Being notorious is what weighs heavy on all the minds of each Commish of the Big 3 sports at the moment. But it’s more in the vein of O.J. notoriety. And who wants that in your league?
In case you’ve been living under a rock, here’s the sad horizon view of each Commissioner:
MLB Baseball – Bud Selig – Performance enhancing drugs have run rampant in this sport. Selig has been weathering this hurricane for years now. Now the modern day face of steroids, Barry Bonds (allegedly), is a few homers short of breaking what many believe to be the most hallowed baseball record there is. The career homerun record. Selig has had a tough time deciding if he even wants, or should attend Bonds’ games in anticipation of the breaking of the record. That’s a photo op he doesn’t want.
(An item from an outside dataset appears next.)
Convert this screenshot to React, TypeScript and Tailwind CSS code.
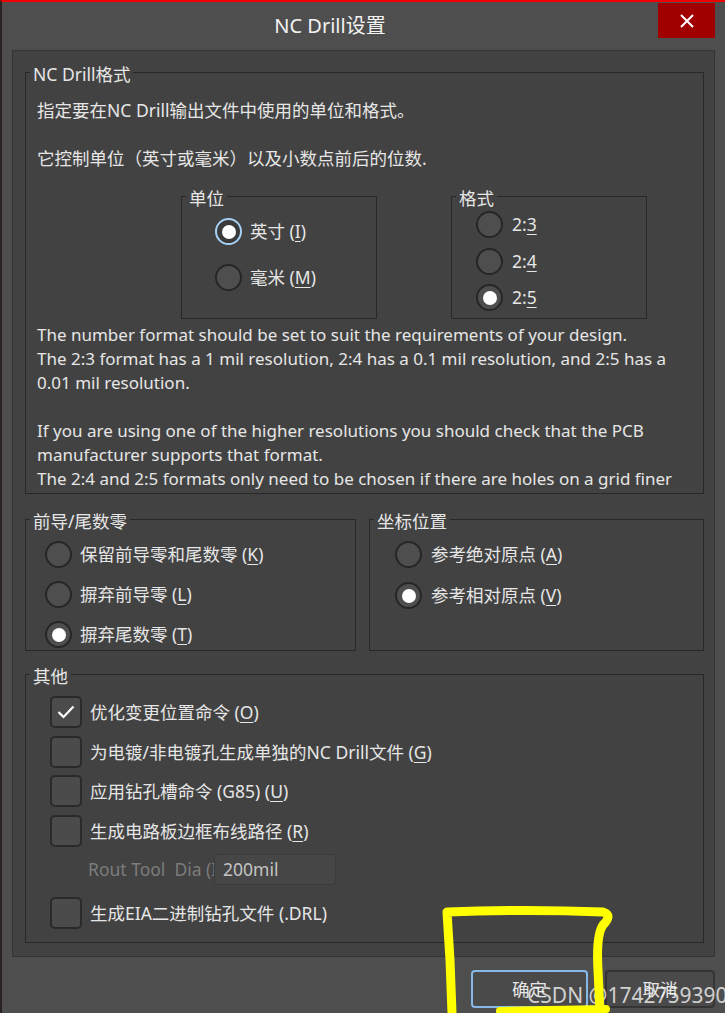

NFL Football – Roger Goodell – This dude rode onto town wearing a white hat and went about cleaning house and busting caps into anyone conducting themselves in a way that gets them on the wrong side of the law. Then Michael Vick is revealed as an alleged dog killer on a worse and more horrific scale than Clark Griswold. Jeffrey Dahmer thinks Vick is way out of line. I think Vick should have to serve his time in this Phillipines prison. His name is Michael. Maybe he can tryout for the lead role.
NBA Basketball – David Stern – This is the man that took a drug addled sports league, converted it’s image, and made it into an international powerhouse brand. It’s the storyline that you should be viewing on the big screen with $20 worth of popcorn and soda in your lap. Instead sports news outlets everywhere are discussing the possibility of the NBA having at least one referee affecting the outcome of past games. And the mob’s Gambino family may be involved.
Be careful what you wish for. It can be very lonely at the top. No one knows that better than the writers here at The Sports Frappe.